Request:
Without further comment, state how many lines in the listing below contain the word "components".

Data lines:
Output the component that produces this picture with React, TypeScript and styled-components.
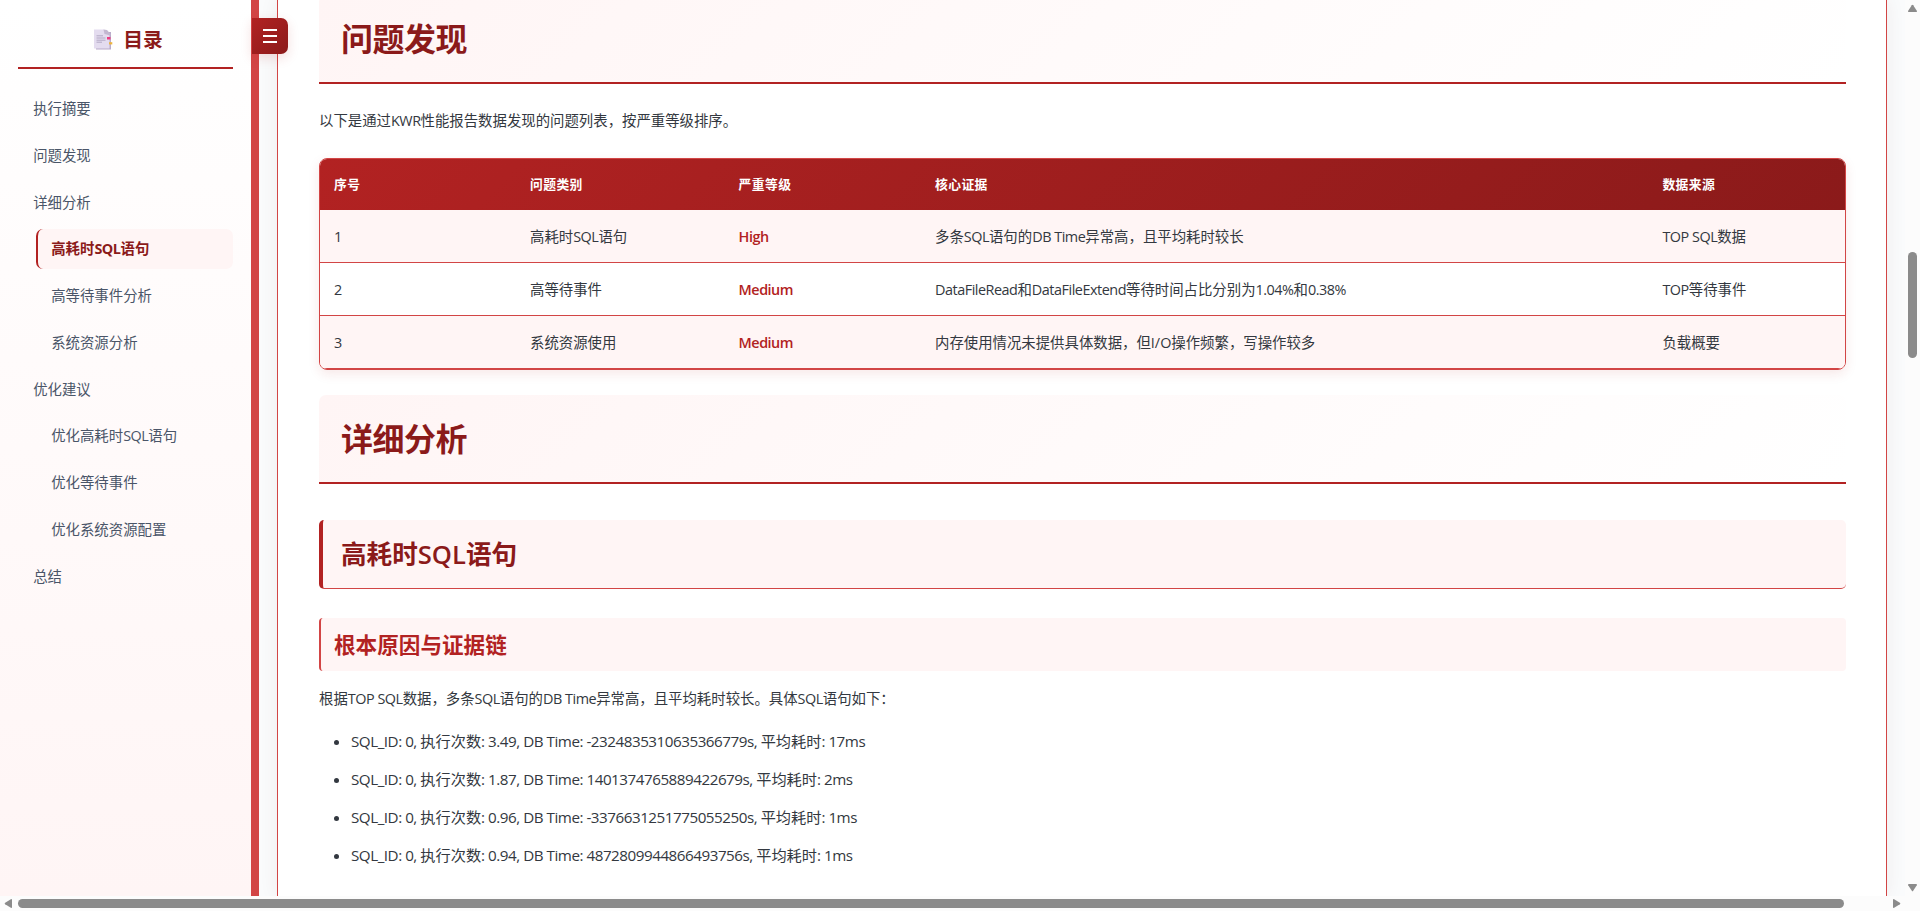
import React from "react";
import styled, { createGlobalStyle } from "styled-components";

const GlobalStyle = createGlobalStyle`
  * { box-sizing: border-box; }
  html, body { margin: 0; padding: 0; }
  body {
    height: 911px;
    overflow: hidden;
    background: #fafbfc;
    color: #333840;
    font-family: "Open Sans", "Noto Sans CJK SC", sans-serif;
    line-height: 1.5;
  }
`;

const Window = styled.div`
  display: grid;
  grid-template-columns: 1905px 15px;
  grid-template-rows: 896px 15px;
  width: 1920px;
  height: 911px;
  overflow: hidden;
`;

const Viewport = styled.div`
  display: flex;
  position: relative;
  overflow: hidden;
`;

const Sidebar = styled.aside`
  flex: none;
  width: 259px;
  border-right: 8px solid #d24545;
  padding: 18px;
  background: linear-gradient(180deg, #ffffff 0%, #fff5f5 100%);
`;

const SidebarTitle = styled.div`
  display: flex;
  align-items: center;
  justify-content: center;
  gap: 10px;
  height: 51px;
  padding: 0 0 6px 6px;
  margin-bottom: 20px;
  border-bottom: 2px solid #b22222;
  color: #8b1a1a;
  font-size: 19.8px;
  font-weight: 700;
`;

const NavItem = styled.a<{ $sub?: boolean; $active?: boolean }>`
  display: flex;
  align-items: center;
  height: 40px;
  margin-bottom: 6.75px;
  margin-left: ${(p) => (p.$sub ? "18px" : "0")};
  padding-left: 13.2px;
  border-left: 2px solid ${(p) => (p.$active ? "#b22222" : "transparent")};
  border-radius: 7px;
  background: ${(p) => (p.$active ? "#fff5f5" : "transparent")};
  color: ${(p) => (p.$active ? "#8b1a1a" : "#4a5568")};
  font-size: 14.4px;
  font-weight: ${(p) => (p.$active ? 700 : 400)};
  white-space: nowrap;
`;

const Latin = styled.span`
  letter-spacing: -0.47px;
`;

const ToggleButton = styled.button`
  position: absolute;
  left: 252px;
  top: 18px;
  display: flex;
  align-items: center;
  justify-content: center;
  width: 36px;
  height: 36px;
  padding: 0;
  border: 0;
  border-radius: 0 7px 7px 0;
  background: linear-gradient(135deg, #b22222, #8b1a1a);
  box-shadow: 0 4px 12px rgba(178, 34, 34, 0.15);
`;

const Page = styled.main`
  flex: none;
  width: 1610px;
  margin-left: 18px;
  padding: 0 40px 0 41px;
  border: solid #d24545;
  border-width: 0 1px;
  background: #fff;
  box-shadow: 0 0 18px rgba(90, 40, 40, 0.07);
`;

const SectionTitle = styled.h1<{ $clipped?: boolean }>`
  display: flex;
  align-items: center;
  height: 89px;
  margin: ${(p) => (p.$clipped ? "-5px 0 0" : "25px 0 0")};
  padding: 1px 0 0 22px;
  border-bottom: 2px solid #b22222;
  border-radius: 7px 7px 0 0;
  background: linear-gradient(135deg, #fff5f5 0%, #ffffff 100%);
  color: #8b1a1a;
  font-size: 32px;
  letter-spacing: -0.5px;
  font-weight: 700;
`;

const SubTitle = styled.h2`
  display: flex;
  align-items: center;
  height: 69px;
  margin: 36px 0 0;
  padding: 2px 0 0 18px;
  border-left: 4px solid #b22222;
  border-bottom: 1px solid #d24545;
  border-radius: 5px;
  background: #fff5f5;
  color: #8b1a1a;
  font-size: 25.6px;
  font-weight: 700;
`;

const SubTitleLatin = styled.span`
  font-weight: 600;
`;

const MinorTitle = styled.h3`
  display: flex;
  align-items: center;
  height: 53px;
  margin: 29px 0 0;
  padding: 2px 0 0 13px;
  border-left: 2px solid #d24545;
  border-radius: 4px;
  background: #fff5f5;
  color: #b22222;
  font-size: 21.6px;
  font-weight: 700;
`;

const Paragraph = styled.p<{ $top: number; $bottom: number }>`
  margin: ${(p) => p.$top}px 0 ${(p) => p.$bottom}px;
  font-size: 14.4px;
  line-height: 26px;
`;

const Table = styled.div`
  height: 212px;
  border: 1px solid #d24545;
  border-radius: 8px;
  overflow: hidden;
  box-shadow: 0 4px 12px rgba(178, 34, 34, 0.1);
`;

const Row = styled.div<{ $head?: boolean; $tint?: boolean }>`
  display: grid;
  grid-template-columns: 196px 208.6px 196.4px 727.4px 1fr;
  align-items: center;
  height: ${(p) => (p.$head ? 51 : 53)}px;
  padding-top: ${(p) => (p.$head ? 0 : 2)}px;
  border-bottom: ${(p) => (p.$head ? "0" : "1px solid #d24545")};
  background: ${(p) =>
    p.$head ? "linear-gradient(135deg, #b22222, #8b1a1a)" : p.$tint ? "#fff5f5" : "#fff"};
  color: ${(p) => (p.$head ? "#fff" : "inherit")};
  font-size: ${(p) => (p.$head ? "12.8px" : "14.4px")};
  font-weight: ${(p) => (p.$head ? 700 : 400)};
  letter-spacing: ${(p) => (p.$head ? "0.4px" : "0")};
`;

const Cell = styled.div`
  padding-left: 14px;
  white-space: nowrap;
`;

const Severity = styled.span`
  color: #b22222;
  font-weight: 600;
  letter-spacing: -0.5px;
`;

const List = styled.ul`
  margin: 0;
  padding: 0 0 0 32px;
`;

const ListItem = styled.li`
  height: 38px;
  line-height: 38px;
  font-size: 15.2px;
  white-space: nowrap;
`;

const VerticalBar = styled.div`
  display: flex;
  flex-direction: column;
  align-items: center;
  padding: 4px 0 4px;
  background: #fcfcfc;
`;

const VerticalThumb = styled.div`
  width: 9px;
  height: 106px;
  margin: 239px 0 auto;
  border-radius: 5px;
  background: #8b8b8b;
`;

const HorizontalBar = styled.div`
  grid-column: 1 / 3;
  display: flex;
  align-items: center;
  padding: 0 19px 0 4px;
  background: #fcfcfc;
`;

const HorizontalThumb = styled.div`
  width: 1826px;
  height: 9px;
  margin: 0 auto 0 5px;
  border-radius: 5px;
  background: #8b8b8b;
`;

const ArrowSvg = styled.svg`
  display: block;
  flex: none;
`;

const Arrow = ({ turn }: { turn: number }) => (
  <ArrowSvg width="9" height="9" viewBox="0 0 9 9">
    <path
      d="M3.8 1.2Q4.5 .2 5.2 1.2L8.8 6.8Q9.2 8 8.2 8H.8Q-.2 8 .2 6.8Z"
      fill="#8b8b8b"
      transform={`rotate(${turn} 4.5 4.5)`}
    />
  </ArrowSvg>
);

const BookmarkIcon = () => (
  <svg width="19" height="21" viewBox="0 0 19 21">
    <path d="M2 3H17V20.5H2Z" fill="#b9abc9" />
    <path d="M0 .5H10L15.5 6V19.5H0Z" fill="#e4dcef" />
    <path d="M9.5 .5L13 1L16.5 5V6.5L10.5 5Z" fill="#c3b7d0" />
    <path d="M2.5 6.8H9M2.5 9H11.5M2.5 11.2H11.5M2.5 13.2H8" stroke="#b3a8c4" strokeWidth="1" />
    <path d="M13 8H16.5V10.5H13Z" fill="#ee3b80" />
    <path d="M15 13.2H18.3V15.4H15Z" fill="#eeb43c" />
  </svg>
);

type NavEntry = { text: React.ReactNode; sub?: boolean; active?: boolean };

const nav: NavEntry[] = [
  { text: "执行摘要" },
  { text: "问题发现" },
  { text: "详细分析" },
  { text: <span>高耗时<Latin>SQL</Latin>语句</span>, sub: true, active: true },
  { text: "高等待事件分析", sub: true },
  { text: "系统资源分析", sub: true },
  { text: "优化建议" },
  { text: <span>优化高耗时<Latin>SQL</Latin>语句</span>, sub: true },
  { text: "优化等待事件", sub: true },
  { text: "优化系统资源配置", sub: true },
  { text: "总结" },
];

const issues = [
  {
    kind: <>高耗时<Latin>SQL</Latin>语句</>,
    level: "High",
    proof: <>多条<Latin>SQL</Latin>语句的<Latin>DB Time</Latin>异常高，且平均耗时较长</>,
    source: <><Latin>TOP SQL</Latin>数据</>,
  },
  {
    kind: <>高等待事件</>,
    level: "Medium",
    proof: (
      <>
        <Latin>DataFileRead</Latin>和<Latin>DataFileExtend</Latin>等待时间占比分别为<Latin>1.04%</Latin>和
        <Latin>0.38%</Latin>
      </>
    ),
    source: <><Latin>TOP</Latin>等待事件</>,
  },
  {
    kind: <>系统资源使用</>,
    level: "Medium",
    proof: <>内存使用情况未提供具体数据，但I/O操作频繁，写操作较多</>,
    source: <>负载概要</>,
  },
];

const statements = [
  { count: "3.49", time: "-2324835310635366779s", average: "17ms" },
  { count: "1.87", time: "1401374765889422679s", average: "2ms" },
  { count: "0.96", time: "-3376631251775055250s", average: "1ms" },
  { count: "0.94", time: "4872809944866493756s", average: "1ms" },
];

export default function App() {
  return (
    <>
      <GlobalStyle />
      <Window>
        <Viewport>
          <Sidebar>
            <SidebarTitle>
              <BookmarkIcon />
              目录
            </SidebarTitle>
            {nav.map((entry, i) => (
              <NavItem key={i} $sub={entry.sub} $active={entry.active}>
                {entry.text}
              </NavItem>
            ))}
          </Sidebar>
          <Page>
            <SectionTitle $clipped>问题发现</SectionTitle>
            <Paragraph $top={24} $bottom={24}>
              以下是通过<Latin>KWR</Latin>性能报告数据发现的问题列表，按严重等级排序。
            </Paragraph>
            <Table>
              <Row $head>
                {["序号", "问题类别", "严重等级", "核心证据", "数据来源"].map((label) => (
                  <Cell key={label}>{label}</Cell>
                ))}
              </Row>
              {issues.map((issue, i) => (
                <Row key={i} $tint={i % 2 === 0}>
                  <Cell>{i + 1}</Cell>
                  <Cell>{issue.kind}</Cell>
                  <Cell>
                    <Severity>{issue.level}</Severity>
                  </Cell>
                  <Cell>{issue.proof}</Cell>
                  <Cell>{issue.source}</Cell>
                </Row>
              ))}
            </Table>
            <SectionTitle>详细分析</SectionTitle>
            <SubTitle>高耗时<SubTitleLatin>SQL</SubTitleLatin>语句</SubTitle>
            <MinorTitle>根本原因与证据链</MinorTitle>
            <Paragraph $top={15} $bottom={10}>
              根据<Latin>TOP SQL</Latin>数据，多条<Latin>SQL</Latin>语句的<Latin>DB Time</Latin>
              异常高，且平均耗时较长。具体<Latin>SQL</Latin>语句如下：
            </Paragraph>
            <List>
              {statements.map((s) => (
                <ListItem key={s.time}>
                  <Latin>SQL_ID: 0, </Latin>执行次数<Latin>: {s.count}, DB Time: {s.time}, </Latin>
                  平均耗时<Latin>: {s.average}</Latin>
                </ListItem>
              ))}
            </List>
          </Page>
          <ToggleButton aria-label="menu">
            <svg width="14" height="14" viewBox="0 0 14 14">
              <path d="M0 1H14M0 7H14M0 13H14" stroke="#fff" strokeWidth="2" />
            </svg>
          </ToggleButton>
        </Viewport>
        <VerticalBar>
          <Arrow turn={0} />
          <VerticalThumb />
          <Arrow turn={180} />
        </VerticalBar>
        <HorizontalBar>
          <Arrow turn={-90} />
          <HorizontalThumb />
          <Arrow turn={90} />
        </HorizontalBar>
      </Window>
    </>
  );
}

Exercise response:
2